[start of COLLECTED DATA]

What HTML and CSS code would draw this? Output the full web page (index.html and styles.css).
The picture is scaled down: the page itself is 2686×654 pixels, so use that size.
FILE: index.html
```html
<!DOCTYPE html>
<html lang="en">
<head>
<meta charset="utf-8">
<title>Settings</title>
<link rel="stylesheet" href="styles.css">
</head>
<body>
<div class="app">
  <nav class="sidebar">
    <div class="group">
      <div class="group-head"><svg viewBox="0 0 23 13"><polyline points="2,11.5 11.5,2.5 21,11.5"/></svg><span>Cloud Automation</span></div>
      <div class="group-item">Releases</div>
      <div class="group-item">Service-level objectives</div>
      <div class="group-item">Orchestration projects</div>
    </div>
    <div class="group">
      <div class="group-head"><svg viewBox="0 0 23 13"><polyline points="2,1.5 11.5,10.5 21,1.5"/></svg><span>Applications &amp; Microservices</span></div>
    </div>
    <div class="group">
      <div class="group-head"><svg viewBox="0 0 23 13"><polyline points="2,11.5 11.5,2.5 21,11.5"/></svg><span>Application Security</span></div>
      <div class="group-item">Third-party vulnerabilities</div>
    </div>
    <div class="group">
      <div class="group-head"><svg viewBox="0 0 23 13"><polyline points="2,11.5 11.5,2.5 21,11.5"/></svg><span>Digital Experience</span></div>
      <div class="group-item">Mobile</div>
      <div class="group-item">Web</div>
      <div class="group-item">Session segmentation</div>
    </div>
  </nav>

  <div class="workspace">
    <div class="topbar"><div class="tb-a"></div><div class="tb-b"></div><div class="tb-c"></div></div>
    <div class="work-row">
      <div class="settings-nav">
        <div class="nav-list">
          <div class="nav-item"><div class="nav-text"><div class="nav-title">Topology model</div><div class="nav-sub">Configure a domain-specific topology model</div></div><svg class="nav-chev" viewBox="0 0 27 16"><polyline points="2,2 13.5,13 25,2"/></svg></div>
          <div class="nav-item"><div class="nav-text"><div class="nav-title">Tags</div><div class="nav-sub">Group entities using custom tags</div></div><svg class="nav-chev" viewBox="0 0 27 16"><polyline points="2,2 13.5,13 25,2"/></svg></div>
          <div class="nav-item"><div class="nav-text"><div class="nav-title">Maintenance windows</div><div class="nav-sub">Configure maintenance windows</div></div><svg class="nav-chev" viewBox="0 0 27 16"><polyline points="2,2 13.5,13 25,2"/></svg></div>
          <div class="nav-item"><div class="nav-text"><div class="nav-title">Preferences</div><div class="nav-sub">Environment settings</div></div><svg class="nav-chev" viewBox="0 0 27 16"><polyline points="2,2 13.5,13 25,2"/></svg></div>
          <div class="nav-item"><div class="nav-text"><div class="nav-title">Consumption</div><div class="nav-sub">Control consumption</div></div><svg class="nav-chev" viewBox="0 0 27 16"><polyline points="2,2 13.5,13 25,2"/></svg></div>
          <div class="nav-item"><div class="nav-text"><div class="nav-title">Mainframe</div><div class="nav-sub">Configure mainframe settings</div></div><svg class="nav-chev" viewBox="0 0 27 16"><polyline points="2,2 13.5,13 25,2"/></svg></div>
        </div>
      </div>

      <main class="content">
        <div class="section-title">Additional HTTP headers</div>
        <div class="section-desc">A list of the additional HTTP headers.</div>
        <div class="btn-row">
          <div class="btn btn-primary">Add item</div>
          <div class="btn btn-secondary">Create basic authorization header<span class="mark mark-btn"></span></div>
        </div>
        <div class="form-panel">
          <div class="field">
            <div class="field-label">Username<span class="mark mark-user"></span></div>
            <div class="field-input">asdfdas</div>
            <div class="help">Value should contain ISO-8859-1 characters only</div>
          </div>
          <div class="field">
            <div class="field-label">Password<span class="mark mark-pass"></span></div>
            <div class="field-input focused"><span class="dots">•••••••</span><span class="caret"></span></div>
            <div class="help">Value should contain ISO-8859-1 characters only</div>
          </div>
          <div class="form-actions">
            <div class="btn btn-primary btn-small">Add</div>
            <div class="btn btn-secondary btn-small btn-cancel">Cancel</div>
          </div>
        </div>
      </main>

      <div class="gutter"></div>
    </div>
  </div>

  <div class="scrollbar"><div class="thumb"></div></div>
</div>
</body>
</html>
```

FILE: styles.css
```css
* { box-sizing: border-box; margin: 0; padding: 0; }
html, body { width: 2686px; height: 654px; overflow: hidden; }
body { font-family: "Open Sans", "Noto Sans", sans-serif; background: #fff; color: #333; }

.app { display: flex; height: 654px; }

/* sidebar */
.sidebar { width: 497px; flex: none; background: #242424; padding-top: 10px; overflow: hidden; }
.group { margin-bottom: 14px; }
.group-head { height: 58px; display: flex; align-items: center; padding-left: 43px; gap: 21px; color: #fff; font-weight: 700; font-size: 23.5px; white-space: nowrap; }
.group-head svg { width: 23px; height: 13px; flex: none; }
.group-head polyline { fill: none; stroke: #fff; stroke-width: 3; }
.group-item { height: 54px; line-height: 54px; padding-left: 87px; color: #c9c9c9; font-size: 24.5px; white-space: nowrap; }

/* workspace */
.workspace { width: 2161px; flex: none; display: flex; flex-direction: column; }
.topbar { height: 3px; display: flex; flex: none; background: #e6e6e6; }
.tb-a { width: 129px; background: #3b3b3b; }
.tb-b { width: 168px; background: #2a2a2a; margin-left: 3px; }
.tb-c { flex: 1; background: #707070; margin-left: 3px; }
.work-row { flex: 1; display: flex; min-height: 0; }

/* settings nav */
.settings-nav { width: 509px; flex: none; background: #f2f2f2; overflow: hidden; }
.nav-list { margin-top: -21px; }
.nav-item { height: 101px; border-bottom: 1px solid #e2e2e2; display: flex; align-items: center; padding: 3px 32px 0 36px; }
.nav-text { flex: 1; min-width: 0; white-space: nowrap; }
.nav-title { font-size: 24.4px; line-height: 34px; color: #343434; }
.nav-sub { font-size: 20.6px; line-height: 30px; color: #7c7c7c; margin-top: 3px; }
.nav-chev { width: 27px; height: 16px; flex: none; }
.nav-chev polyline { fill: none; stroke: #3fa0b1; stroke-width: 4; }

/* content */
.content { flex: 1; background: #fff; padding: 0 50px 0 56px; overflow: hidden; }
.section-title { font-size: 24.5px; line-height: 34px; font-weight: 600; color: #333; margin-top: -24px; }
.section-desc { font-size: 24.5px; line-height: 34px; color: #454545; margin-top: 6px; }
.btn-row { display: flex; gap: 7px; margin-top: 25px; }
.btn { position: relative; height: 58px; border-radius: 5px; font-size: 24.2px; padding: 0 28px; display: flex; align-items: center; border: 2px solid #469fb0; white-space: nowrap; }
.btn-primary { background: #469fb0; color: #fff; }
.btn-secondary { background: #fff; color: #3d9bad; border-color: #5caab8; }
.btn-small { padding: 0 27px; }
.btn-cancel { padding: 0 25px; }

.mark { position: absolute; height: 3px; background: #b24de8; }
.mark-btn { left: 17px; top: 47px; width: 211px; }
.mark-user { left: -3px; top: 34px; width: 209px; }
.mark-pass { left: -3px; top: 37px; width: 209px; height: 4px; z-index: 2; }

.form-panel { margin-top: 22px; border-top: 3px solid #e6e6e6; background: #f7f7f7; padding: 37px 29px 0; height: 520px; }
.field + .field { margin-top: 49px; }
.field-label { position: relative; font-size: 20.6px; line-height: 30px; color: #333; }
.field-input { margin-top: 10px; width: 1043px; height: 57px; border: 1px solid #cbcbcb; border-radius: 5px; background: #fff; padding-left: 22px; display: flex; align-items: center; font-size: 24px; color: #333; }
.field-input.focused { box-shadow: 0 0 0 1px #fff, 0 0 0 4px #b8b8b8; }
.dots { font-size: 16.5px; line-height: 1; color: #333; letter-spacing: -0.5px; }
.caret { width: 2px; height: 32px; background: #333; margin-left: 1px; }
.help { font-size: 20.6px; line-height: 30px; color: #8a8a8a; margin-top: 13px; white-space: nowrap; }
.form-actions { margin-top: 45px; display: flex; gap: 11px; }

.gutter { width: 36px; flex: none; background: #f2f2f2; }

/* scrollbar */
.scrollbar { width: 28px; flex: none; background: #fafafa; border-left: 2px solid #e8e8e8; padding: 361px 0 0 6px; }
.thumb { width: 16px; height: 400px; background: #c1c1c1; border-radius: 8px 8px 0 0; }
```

[end of COLLECTED DATA]

● WHAT IS EXPECTED
Pick out each line in the material containing "index".

● EXERCISE ANSWER
What HTML and CSS code would draw this? Output the full web page (index.html and styles.css).
FILE: index.html
.mark-pass { left: -3px; top: 37px; width: 209px; height: 4px; z-index: 2; }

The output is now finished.